В Туапсе мы пробыли около двух месяцев. Это было довольно суровое испытание. Жили мы в Греческом училище, в полном смысле «в тесноте, да не в обиде», в маленьком классе. Скоро приехал к нам мой университетский товарищ
Д. М. Давидов с женой, с которым я встретился еще в Ростове, и мы стали устраиваться впятером в одной комнате. Лишние парты вынесли, а из парт сделали себе ложа: спали в три этажа — на полу, затем на сдвинутых партах, а потом наверху, на классной доске. Разумеется, это было неудобно, но на это никто не обращал внимание. Лампа была маленькая, и когда со стеклом произошла авария, то дырку залепили бумажкой. Холод был отчаянный, печка растапливалась с трудом, а дрова чуть ли не подворовывали где-то. На беду зима в этот год стояла здесь, как говорили, исключительная, и дул свирепый норд-ост — он на улице валил с ног, задувал в щели окон и заставлял кутаться в шубы. Случалось, что подоконники покрывались слоем льда и вещи, стоявшие на них, примерзали. Помню, как курьез, когда к перилам крыльца примерзла самоварная труба и на кране образовалась льдинка, в то время как вода в самоваре кипела…
Невероятная погода заставляла всех сидеть дома. Мы с Давидовым по вечерам играли в пикет, но больше насыщались нашими университетскими воспоминаниями (мы оба, между прочим, участвовали в студенческой московской экскурсии в Грецию под руководством проф. С.Н.Трубецкого). Словом, все было так, словно мы застряли в непогоде на какой-то станции и ждали поезда. Были совсем маленькие радости, но зато большие тревоги. Кто-то занес сыпняк в Тургеневское училище (там тоже жили беженцы), а оттуда — в наше. Было жутко, когда стали умирать товарищи по несчастью, с которыми успели сжиться в пути. Хоронили Зубкова (учителя с Дона); над его могилой сказал несколько слов А.М.Никольский (из Харькова), цитируя Пушкинское: «и хоть бесчувственному телу» и т. д., сам уже зараженный страшной болезнью. Невыносимо больно было смотреть, как он бегал по всему городу, отыскивая камфору, с верой в спасительную силу которой люди ложились в госпиталь. Через несколько дней хоронили и его.
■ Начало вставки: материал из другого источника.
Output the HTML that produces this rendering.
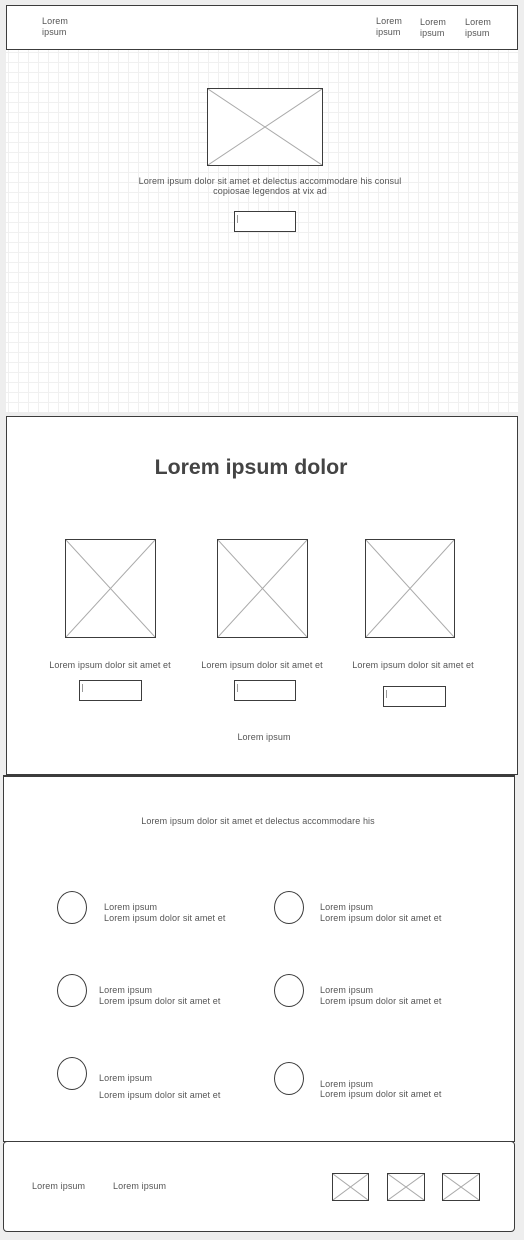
<!DOCTYPE html>
<html><head><meta charset="utf-8"><style>
body{margin:0;width:524px;height:1240px;background:#eeeeee;position:relative;overflow:hidden;font-family:"Liberation Sans",sans-serif;color:#555;font-size:9px}
.a{position:absolute}
.box{position:absolute;border:1px solid #3c3c3c;background:#fff;box-sizing:border-box}
.ph{position:absolute;border:1px solid #3c3c3c;box-sizing:border-box;background:#fff}
.ph svg{position:absolute;left:0;top:0;width:100%;height:100%}
.in{position:absolute;border:1px solid #3c3c3c;box-sizing:border-box;background:#fff}
.in:after{content:"";position:absolute;left:2px;top:3px;width:1px;height:8px;background:#999}
.c{position:absolute;width:30px;height:33px;border:1px solid #3c3c3c;border-radius:50%;box-sizing:border-box;background:#fff}
.t{position:absolute;line-height:11px;white-space:nowrap;letter-spacing:0.1px}
.ctr{text-align:center;transform:translateX(-50%)}
</style></head><body>
<div class="box" style="left:6px;top:5px;width:512px;height:45px"></div>
<div class="t" style="left:42px;top:16px">Lorem<br>ipsum</div>
<div class="t" style="left:376px;top:16px">Lorem<br>ipsum</div>
<div class="t" style="left:420px;top:17px">Lorem<br>ipsum</div>
<div class="t" style="left:465px;top:17px">Lorem<br>ipsum</div>

<div class="a" style="left:6px;top:50px;width:512px;height:362px;background-color:#fff;background-image:linear-gradient(#f0f0f0 1px,transparent 1px),linear-gradient(90deg,#f0f0f0 1px,transparent 1px);background-size:10px 10px;background-position:2px 2px"></div>
<div class="ph" style="left:207px;top:88px;width:116px;height:78px"><svg viewBox="0 0 100 100" preserveAspectRatio="none"><path d="M0 0L100 100M100 0L0 100" stroke="#aaa" stroke-width="1" vector-effect="non-scaling-stroke"/></svg></div>
<div class="t ctr" style="left:270px;top:176px;line-height:10px">Lorem ipsum dolor sit amet et delectus accommodare his consul<br>copiosae legendos at vix ad</div>
<div class="in" style="left:234px;top:211px;width:62px;height:21px"></div>

<div class="box" style="left:6px;top:416px;width:512px;height:359px"></div>
<div class="t ctr" style="left:251px;top:454px;font-size:21.3px;line-height:26px;font-weight:bold;color:#444;letter-spacing:0">Lorem ipsum dolor</div>
<div class="ph" style="left:65px;top:539px;width:91px;height:99px"><svg viewBox="0 0 100 100" preserveAspectRatio="none"><path d="M0 0L100 100M100 0L0 100" stroke="#aaa" vector-effect="non-scaling-stroke"/></svg></div>
<div class="ph" style="left:217px;top:539px;width:91px;height:99px"><svg viewBox="0 0 100 100" preserveAspectRatio="none"><path d="M0 0L100 100M100 0L0 100" stroke="#aaa" vector-effect="non-scaling-stroke"/></svg></div>
<div class="ph" style="left:365px;top:539px;width:90px;height:99px"><svg viewBox="0 0 100 100" preserveAspectRatio="none"><path d="M0 0L100 100M100 0L0 100" stroke="#aaa" vector-effect="non-scaling-stroke"/></svg></div>
<div class="t ctr" style="left:110px;top:660px">Lorem ipsum dolor sit amet et</div>
<div class="t ctr" style="left:262px;top:660px">Lorem ipsum dolor sit amet et</div>
<div class="t ctr" style="left:413px;top:660px">Lorem ipsum dolor sit amet et</div>
<div class="in" style="left:79px;top:680px;width:63px;height:21px"></div>
<div class="in" style="left:234px;top:680px;width:62px;height:21px"></div>
<div class="in" style="left:383px;top:686px;width:63px;height:21px"></div>
<div class="t ctr" style="left:264px;top:732px">Lorem ipsum</div>

<div class="box" style="left:3px;top:775px;width:512px;height:367px;border-top-width:2px"></div>
<div class="t ctr" style="left:258px;top:816px">Lorem ipsum dolor sit amet et delectus accommodare his</div>
<div class="c" style="left:57px;top:891px"></div>
<div class="c" style="left:274px;top:891px"></div>
<div class="c" style="left:57px;top:974px"></div>
<div class="c" style="left:274px;top:974px"></div>
<div class="c" style="left:57px;top:1057px"></div>
<div class="c" style="left:274px;top:1062px"></div>
<div class="t" style="left:104px;top:902px">Lorem ipsum<br>Lorem ipsum dolor sit amet et</div>
<div class="t" style="left:320px;top:902px">Lorem ipsum<br>Lorem ipsum dolor sit amet et</div>
<div class="t" style="left:99px;top:985px">Lorem ipsum<br>Lorem ipsum dolor sit amet et</div>
<div class="t" style="left:320px;top:985px">Lorem ipsum<br>Lorem ipsum dolor sit amet et</div>
<div class="t" style="left:99px;top:1073px">Lorem ipsum</div>
<div class="t" style="left:99px;top:1090px">Lorem ipsum dolor sit amet et</div>
<div class="t" style="left:320px;top:1079px;line-height:10px">Lorem ipsum<br>Lorem ipsum dolor sit amet et</div>

<div class="box" style="left:3px;top:1141px;width:512px;height:91px;border-radius:4px"></div>
<div class="t" style="left:32px;top:1181px">Lorem ipsum</div>
<div class="t" style="left:113px;top:1181px">Lorem ipsum</div>
<div class="ph" style="left:332px;top:1173px;width:37px;height:28px"><svg viewBox="0 0 100 100" preserveAspectRatio="none"><path d="M0 0L100 100M100 0L0 100" stroke="#aaa" vector-effect="non-scaling-stroke"/></svg></div>
<div class="ph" style="left:387px;top:1173px;width:38px;height:28px"><svg viewBox="0 0 100 100" preserveAspectRatio="none"><path d="M0 0L100 100M100 0L0 100" stroke="#aaa" vector-effect="non-scaling-stroke"/></svg></div>
<div class="ph" style="left:442px;top:1173px;width:38px;height:28px"><svg viewBox="0 0 100 100" preserveAspectRatio="none"><path d="M0 0L100 100M100 0L0 100" stroke="#aaa" vector-effect="non-scaling-stroke"/></svg></div>
</body></html>
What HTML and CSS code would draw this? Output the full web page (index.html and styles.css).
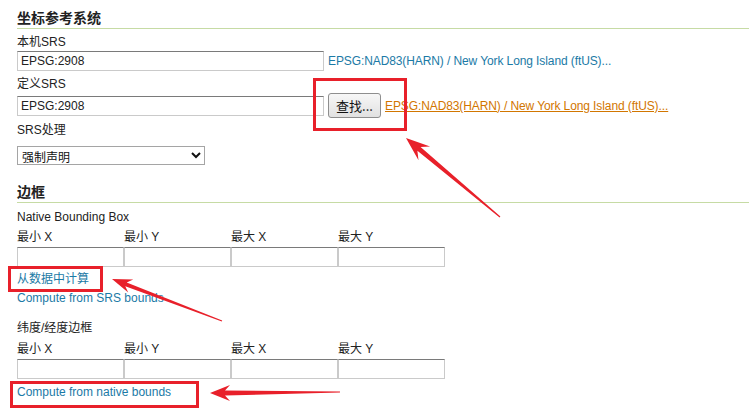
FILE: index.html
```html
<!DOCTYPE html>
<html lang="zh-CN">
<head>
  <meta charset="UTF-8" />
  <meta name="viewport" content="width=device-width, initial-scale=1.0" />
  <title>坐标参考系统</title>
  <link rel="stylesheet" href="styles.css">
</head>
<body>
  <div class="page">
    <h3 class="section-title">坐标参考系统</h3>

    <label class="field-label first">本机SRS</label>
    <div class="srs-row">
      <input type="text" class="text-input srs-input" value="EPSG:2908" />
      <a class="srs-link">EPSG:NAD83(HARN) / New York Long Island (ftUS)...</a>
    </div>

    <label class="field-label">定义SRS</label>
    <div class="srs-row declared">
      <input type="text" class="text-input srs-input" value="EPSG:2908" />
      <button class="find-button">查找...</button>
      <a class="srs-link visited">EPSG:NAD83(HARN) / New York Long Island (ftUS)...</a>
    </div>

    <label class="field-label handling">SRS处理</label>
    <select class="srs-select">
      <option>强制声明</option>
    </select>

    <h3 class="section-title bbox-title">边框</h3>

    <div class="bbox">
      <div class="bbox-name">Native Bounding Box</div>
      <div class="bbox-grid">
        <div class="bbox-cell"><span>最小 X</span><input type="text" class="text-input" /></div>
        <div class="bbox-cell"><span>最小 Y</span><input type="text" class="text-input" /></div>
        <div class="bbox-cell"><span>最大 X</span><input type="text" class="text-input" /></div>
        <div class="bbox-cell"><span>最大 Y</span><input type="text" class="text-input" /></div>
      </div>
      <a class="action-link first">从数据中计算</a>
      <a class="action-link">Compute from SRS bounds</a>
    </div>

    <div class="bbox latlon">
      <div class="bbox-name">纬度/经度边框</div>
      <div class="bbox-grid">
        <div class="bbox-cell"><span>最小 X</span><input type="text" class="text-input" /></div>
        <div class="bbox-cell"><span>最小 Y</span><input type="text" class="text-input" /></div>
        <div class="bbox-cell"><span>最大 X</span><input type="text" class="text-input" /></div>
        <div class="bbox-cell"><span>最大 Y</span><input type="text" class="text-input" /></div>
      </div>
      <a class="action-link first">Compute from native bounds</a>
    </div>
  </div>

  <!-- annotations drawn over the screenshot -->
  <svg class="notes" width="749" height="416" viewBox="0 0 749 416">
    <g fill="none" stroke="#e8202a" stroke-width="3">
      <rect x="314.5" y="79.5" width="91" height="50" />
      <rect x="9.5" y="267.5" width="92" height="23" />
      <rect x="11.5" y="382.5" width="186" height="24" />
    </g>
    <g fill="#e8202a">
      <polygon points="406,138 418.5,160.3 417.4,150.8 499.6,217.5 500.4,216.5 420.6,147 430.1,146.5" />
      <polygon points="112,279 128.2,292.6 125.3,286.3 221.8,321.5 222.2,320.5 126.7,282.5 133.2,279.6" />
      <polygon points="210,393 230,401 225,395.5 340,392.6 340,391.4 225,390.5 230,385" />
    </g>
  </svg>
</body>
</html>
```

FILE: styles.css
```css
* {
  box-sizing: border-box;
}

body {
  margin: 0;
  position: relative;
  width: 749px;
  height: 416px;
  overflow: hidden;
  background: #fff;
  color: #222;
  font-family: 'Liberation Sans', 'Noto Sans CJK SC', sans-serif;
  font-size: 12px;
}

.page {
  padding: 8px 0 0 17px;
}

.section-title {
  margin: 0;
  height: 21px;
  line-height: 20px;
  font-size: 14px;
  font-weight: bold;
  color: #222;
  border-bottom: 1px solid #c6dba4;
}

.bbox-title {
  margin-top: 17px;
}

.field-label {
  display: block;
  line-height: 18px;
  margin-top: 4px;
}

.field-label.handling {
  margin-top: 3px;
}

.text-input {
  display: block;
  height: 20px;
  padding: 0 3px;
  margin: 0;
  border: 1px solid #cacaca;
  border-top-color: #7a7a7a;
  background: #fff;
  color: #222;
  font-family: 'Liberation Sans', sans-serif;
  font-size: 12px;
  outline: none;
}

.srs-row {
  display: flex;
  align-items: center;
  gap: 4px;
}

.srs-row.declared {
  height: 25px;
}

.srs-input {
  width: 307px;
}

.srs-link {
  color: #1b7aa6;
  font-size: 12px;
  letter-spacing: -0.1px;
  cursor: pointer;
}

.srs-link.visited {
  color: #d27600;
  text-decoration: underline;
}

.find-button {
  height: 25px;
  width: 53px;
  padding: 0;
  border: 1px solid #8e8e8e;
  border-radius: 3px;
  background: linear-gradient(#f7f7f7, #e1e1e1);
  color: #111;
  font-family: 'Noto Sans CJK SC', sans-serif;
  font-size: 13px;
}

.srs-select {
  display: block;
  margin-top: 7px;
  width: 188px;
  height: 19px;
  font-family: 'Noto Sans CJK SC', sans-serif;
  font-size: 12px;
  color: #111;
  background: #fff;
  border: 1px solid #a5a5a5;
}

.bbox-name {
  line-height: 18px;
  margin-top: 5px;
}

.bbox-grid {
  display: grid;
  grid-template-columns: repeat(4, 107px);
  margin-top: 2px;
}

.bbox-cell span {
  display: block;
  line-height: 18px;
  margin-bottom: 1px;
}

.bbox-cell .text-input {
  width: 107px;
}

.action-link {
  display: block;
  line-height: 18px;
  color: #1b7aa6;
  cursor: pointer;
  margin-top: 1px;
}

.action-link.first {
  margin-top: 3px;
}

.latlon {
  margin-top: 12px;
}

.latlon .bbox-grid {
  margin-top: 3px;
}

.latlon .action-link.first {
  margin-top: 4px;
}

.notes {
  position: absolute;
  top: 0;
  left: 0;
  pointer-events: none;
}
```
Но мы твердо верили в нашу прививку, и это поднимало наш дух.
Взрослые, мы могли говорить о многом, даже обсуждать наше положение с некоторыми деталями, происходящими на глазах, но на Ирину тяжело было смотреть. Лишенная своей детской среды, она слушала наши разговоры и малоутешительные политические прогнозы, по обыкновению трагические. Вынужденное безделье, трудность чем-либо себя занять по целым дням в комнате убийственно действовали на ее психику. «Целый день я сидела на партах, закутанная в шубу, — пишет она, — и смотрела в окно или раскладывала пасьянс. Я тосковала о Харькове, о гимназии, о подругах и не могла отвлечься. Недели через полторы папа Коля устроил меня в гимназию. Я ликовала. С радостным чувством я в первый раз пошла туда в смутной надежде найти там потерянное, чего так недоставало мне при такой жизни. Это была уже третья гимназия, куда я поступила, и поэтому, сразу, как только я попала в класс, в шумную толпу гимназисток, я почувствовала себя дома. Я быстро познакомилась с девочками и скоро узнала все дела класса. Мне показалось, что я опять попала в свой мир…» Как иллюстрацию приведу один эпизод, занесенный ею в дневник 10 янв. 1920 г.: «Класс очень шумный. Сегодня начальница говорила: «Как вы шумите! Вот и новенькой вы покажетесь с плохой стороны!» А затем, обращаясь ко мне, меня спросила: «Видели ли вы, чтобы так шумели?» — «Видела, — говорю, — и еще больше видела». За спиной раздались дружные голоса: «Молодец, поддержала класс!» И класс уже смотрел на меня, как на верного товарища». Но уже на другой день наступает некоторое разочарование, в связи с порядками гимназии, с отсталой пятибалльной системой и проч.
Стихи и дневники Ирины за этот период полны невыносимой тоски. Эти настроения в связи с тифозной эпидемией, которая продолжала вырывать свои жертвы из наших знакомых, живших с нами рядом, в таких же условиях, как мы, должны были естественно приводить к мысли о смерти, которую Ирина впервые в своей жизни увидела близко. Достойно удивления, что она ее не напугалась, наоборот, Ирина склонна была рассматривать смерть, как известный «выход из положения».